The goal of freewriting projects often falls into the territory of discovering self. Or falling into memory to define one's self. Through a rambling pattern of words and imagery. Broken phrases and de-constructed sentence forms. Which is why I often use these hydrant photos as a starting point— almost none of the photographs can be traced to a specific epiphany moment. I can meander through any odd assortment of phrases— a sea of language. My newest project deals with folktales, or the logic of magic realism, set in a current, a stream of social thinking from a fictitious village somewhere in Europe, thatched roofs and white plaster walls, seaside location perhaps— but not a relevancy for the plot because I want the character to wander on foot through the typical wooded conflict— confusion of shadows and tricks of the light, lack of light, when mice and beetles roam, owls and bats. The manner language stumbles at night when the mind is sleepy, hesitant. Waiting for to idea to find you, not the other way around—

So I pick up a book at random, Stephen Dobyns Heat Death, remove the bookmark from the title poem, page 67, section eight: a reaffirmation of a fragmented, older idea which corresponds to my current reality, (but taken out of context):
think of it as a child in a red coat. Think of
that child on a flat acre of woods and the whole
acre pried and cut from the earth like a table top
—that child is my newest poem series— that child is my son on his adventure— that child explains my new direction in writing.

Friday, December 9, 2011

115/365 - 119/365 || Five Grackle Tanka

— with fractured language
falling from a blueblack beak.
Stuttering vowels,
split phrases. Cacophonous.
Raw words costumed in plumage.

The moment fractured—
an acorn splintered, broken
segments all representing
past, present, future motions,
the day hunched and fragmented—

The moment hovers,
circling with iridescent
wings, suspended close—
an unfolding overhead
as a dark epiphany—

The night once fractured
into fractions of the flock—
jab and clutter, full.
One voice echoed the many—
now there is only silence.

We were a gesture,
a completeness undefined;
yet we shaped the wind,
the patterns of elm branches
crossing over the sky.

Friday, December 2, 2011

114/365 || One Last Conversation with Winter Moon

Three days after posting the "Twelve Conversations with the Winter Moon" a new tanka emerged in my notebooks. At the risk of going back and editing a finished post, for the sake of coherent chronological records I'll leave the individual thirteenth verse as an isolated post. Maybe if in the near future a formal publication is achieved, the official title will become "Thirteen Conversations with the Winter Moon." Somehow the association of the number thirteen works well with our satellite.

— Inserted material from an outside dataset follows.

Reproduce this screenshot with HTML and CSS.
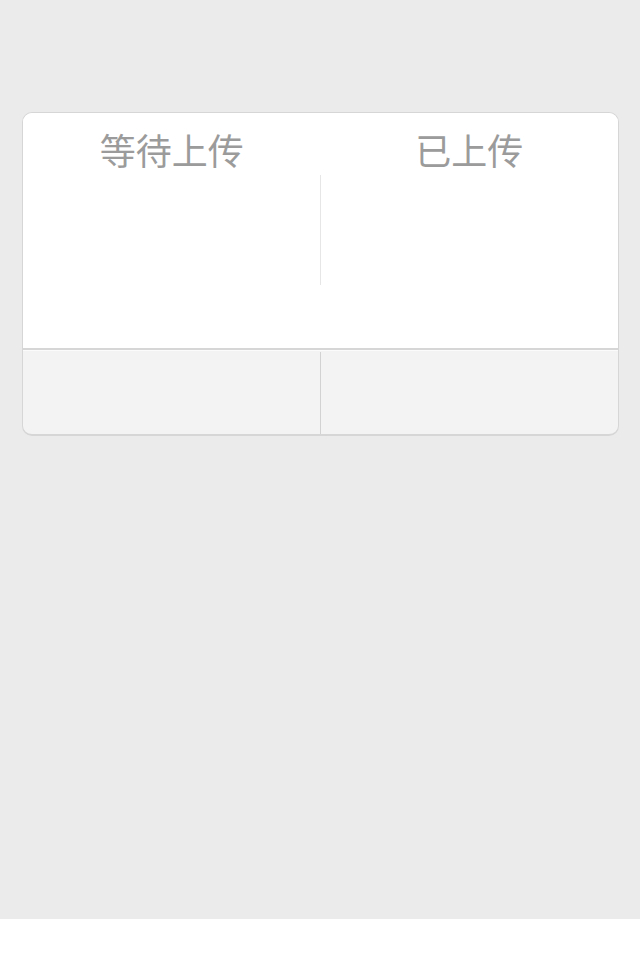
FILE: index.html
```html
<!DOCTYPE html>
<html lang="zh">
<head>
<meta charset="utf-8">
<title>上传</title>
<link rel="stylesheet" href="styles.css">
</head>
<body>
<div class="page">
  <div class="card">
    <div class="top">
      <div class="heads">
        <div class="head">等待上传</div>
        <div class="head">已上传</div>
      </div>
      <div class="panes">
        <div class="pane pane-left"></div>
        <div class="pane"></div>
      </div>
    </div>
    <div class="bottom">
      <div class="cell cell-left"></div>
      <div class="cell"></div>
    </div>
  </div>
</div>
</body>
</html>
```
FILE: styles.css
```css
html, body {
  margin: 0;
  padding: 0;
  background: #ffffff;
}
body {
  font-family: "Noto Sans CJK SC", "Noto Sans", sans-serif;
}
.page {
  background: #ebebeb;
  height: 919px;
  box-sizing: border-box;
  padding: 112px 21px 0 22px;
}
.card {
  border: 1px solid #d6d6d6;
  border-bottom-width: 2px;
  border-radius: 10px;
  overflow: hidden;
  background: #f3f3f3;
}
.top {
  background: #ffffff;
  height: 235px;
  border-bottom: 2px solid #d6d6d6;
}
.heads {
  display: flex;
  padding-top: 18px;
  height: 44px;
}
.head {
  flex: 1;
  text-align: center;
  font-size: 36px;
  line-height: 36px;
  color: #9b9b9b;
}
.panes {
  display: flex;
  height: 110px;
}
.pane {
  flex: 1;
}
.pane-left {
  border-right: 1px solid #e6e6e6;
}
.bottom {
  display: flex;
  height: 82px;
  border-top: 1px solid #fbfbfb;
  padding-top: 1px;
}
.cell {
  flex: 1;
}
.cell-left {
  border-right: 1px solid #d2d2d2;
}
```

your image returns at night
when I least expect
it: a cliched metaphor
in endless repetitions.

Items of Interest || I am Compelled to Share Anything Woolf-ish

One of my favorite literary blogs, but.if.and.that., recently posted material regarding Virginia Woolf, one of my favorite authors— and of course I am compelled to share anything Woolf-ish.

The Same Dirt Road through the Woods

Failed to mention that this last November, I was interviewed by The Fertile Source. One question in particular struck a chord with me due to the nature of the query.

FS: In “As A Figure of Hermes” the narrator open with the writer’s dilemma: “A moment of confrontation: me and the blank paper,” dilemma enough without the presence of a child to raise and love and imagine a life for over the rest of one’s days. Eventually the narrator latches onto the metaphor of Hermes, sliding into reverie about mortal son. Can you speak to the relationship between fatherhood and writing? How has fatherhood come to bear on your writing life?

DGS: With the experience of becoming a father last year, and the whole process of the adoption of our son Brendan, I quickly fell into a mode of redefining myself. Almost immediately a whole new understanding of my goals and aspirations emerged—I know it sounds cliché, but once the title of Father is attributed to you, a strange mindset develops without warning: no matter how much mental preparation you are supplied.

The poem in particular was a projection of a future possibility once Brendan reached his middle teen years—written before a birth mother had even matched with us. What I find interesting, although the projection of him as a dark-haired boy is inaccurate, my fear of a loss of communication with him is very similar to the fear of losing touch with my creative energies. Once, in the mid Nineties, I experienced a long spell of writer’s block, partly self-imposed, partly circumstance. My fear of the blank page echoes my fear of Brendan not understanding the creative energy of a writer-father.

At the time I left my answers somewhat short— however, ironically, more than once a full multi-page essay could have been generated as a response. As an example, I realize my fear of writer's block is the same fear of possible failure as a father— and until now— I never connected the two feelings. My above reply limits my reactions in a self-centered manner, that is, I address Brendan's emotions towards me, rather than addressing my emotions returned to him. To be more balanced I should add that of course as a writer I have a relationship with my poetry, just as intense as my relationship with my son. At one time I thought the two were separate from each other, running different paths, heading off in different directions. Now of course it is plain that the two elements run along the same dirt road through the woods, the same goal, the same resolution. My son has become my poetry, more-so than any metaphor could express.

It all comes down to identity and definition of the self. The titles of "poet" and "father," even "partner," "son," and "brother," braid together within the components of self awareness and creative output; these multiple labels in the end are all reaffirming who I am today.